Opinion

Corporate Boards Have Never Been More Prepared to Face Down the Anti-ESG Backlash, New Research Finds.

Tensie Whelan

By Tensie Whelan

Today’s business environment is increasingly characterized by volatility and disruption. Climate change, worker rights and welfare, geopolitical risk, cyber security, and corruption are just a few of the material sustainability issues that corporate leaders need to manage in order to reduce risk and drive positive financial returns. Engaging corporate boards in that journey will be critical to success.
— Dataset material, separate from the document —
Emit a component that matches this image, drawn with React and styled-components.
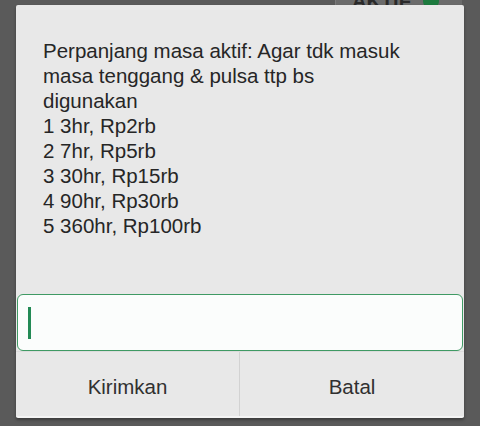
import React from 'react';
import styled, { createGlobalStyle } from 'styled-components';

const GlobalStyle = createGlobalStyle`
  html, body {
    margin: 0;
    padding: 0;
    background: #5a5a5a;
  }
  body {
    font-family: 'Liberation Sans', Arial, sans-serif;
  }
`;

const lines = [
  'Perpanjang masa aktif: Agar tdk masuk',
  'masa tenggang & pulsa ttp bs',
  'digunakan',
  '1 3hr, Rp2rb',
  '2 7hr, Rp5rb',
  '3 30hr, Rp15rb',
  '4 90hr, Rp30rb',
  '5 360hr, Rp100rb',
];

function App() {
  return (
    <Screen>
      <GlobalStyle />
      <StatusStrip>
        <StatusCell>
          <StatusLabel>AKTIF</StatusLabel>
          <StatusDot />
        </StatusCell>
      </StatusStrip>
      <Dialog>
        <Message>
          {lines.map((line) => (
            <div key={line}>{line}</div>
          ))}
        </Message>
        <InputBox>
          <Caret />
        </InputBox>
        <Actions>
          <ActionButton>Kirimkan</ActionButton>
          <ActionButton divider>Batal</ActionButton>
        </Actions>
      </Dialog>
    </Screen>
  );
}

export default App;

const Screen = styled.div`
  width: 480px;
  height: 426px;
  overflow: hidden;
  background: #5a5a5a;
  display: flex;
  flex-direction: column;
`;

const StatusStrip = styled.div`
  height: 5px;
  overflow: hidden;
  display: flex;
  justify-content: flex-end;
  padding-right: 18px;
`;

const StatusCell = styled.div`
  width: 110px;
  height: 5px;
  background: #6b6b6b;
  border-left: 1px solid #7a7a7a;
  display: flex;
  align-items: flex-end;
  gap: 12px;
  padding-left: 16px;
`;

const StatusLabel = styled.span`
  font-size: 20px;
  font-weight: 700;
  line-height: 20px;
  color: #2a2a2a;
  margin-bottom: -6px;
`;

const StatusDot = styled.span`
  width: 16px;
  height: 16px;
  border-radius: 50%;
  background: #1d7a3e;
  margin-bottom: -4px;
`;

const Dialog = styled.div`
  width: 448px;
  margin-left: 16px;
  height: 413px;
  background: #e8e8e8;
  border-radius: 2px;
  display: flex;
  flex-direction: column;
  box-shadow: 0 2px 3px rgba(0, 0, 0, 0.35);
  border-bottom: 2px solid #f4f4f4;
  box-sizing: border-box;
`;

const Message = styled.div`
  padding: 33px 20px 0 27px;
  font-size: 20.5px;
  line-height: 25px;
  color: #262626;
  flex: 1;
`;

const InputBox = styled.div`
  margin: 0 1px;
  height: 57px;
  box-sizing: border-box;
  border: 1.5px solid #3f9a64;
  border-radius: 6px;
  background: #fbfdfc;
  display: flex;
  align-items: center;
  padding-left: 10px;
`;

const Caret = styled.span`
  width: 3px;
  height: 32px;
  background: #238a55;
`;

const Actions = styled.div`
  height: 64px;
  display: grid;
  grid-template-columns: 223px 1fr;
  border-top: 1px solid #dcdcdc;
`;

const ActionButton = styled.div`
  display: flex;
  align-items: center;
  justify-content: center;
  font-size: 20.5px;
  color: #303030;
  border-left: ${(p) => (p.divider ? '1px solid #d2d2d2' : 'none')};
  padding-top: 6px;
`;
In the past, corporate boards were not much involved in these issues. In 2018, for example, when NYU Stern Center for Sustainable Business (CSB) first assessed sustainability on Fortune 100 boards, just 22 had sustainability committees.  We also found that board members had limited sustainability credentials which often were not matched to the material ESG issues confronting the company. In 2018, for example, only eight board members of the 1,188 total had cyber security credentials, only three had climate credentials, and only 12 had credentials in labor relations—all existential issues for most industries.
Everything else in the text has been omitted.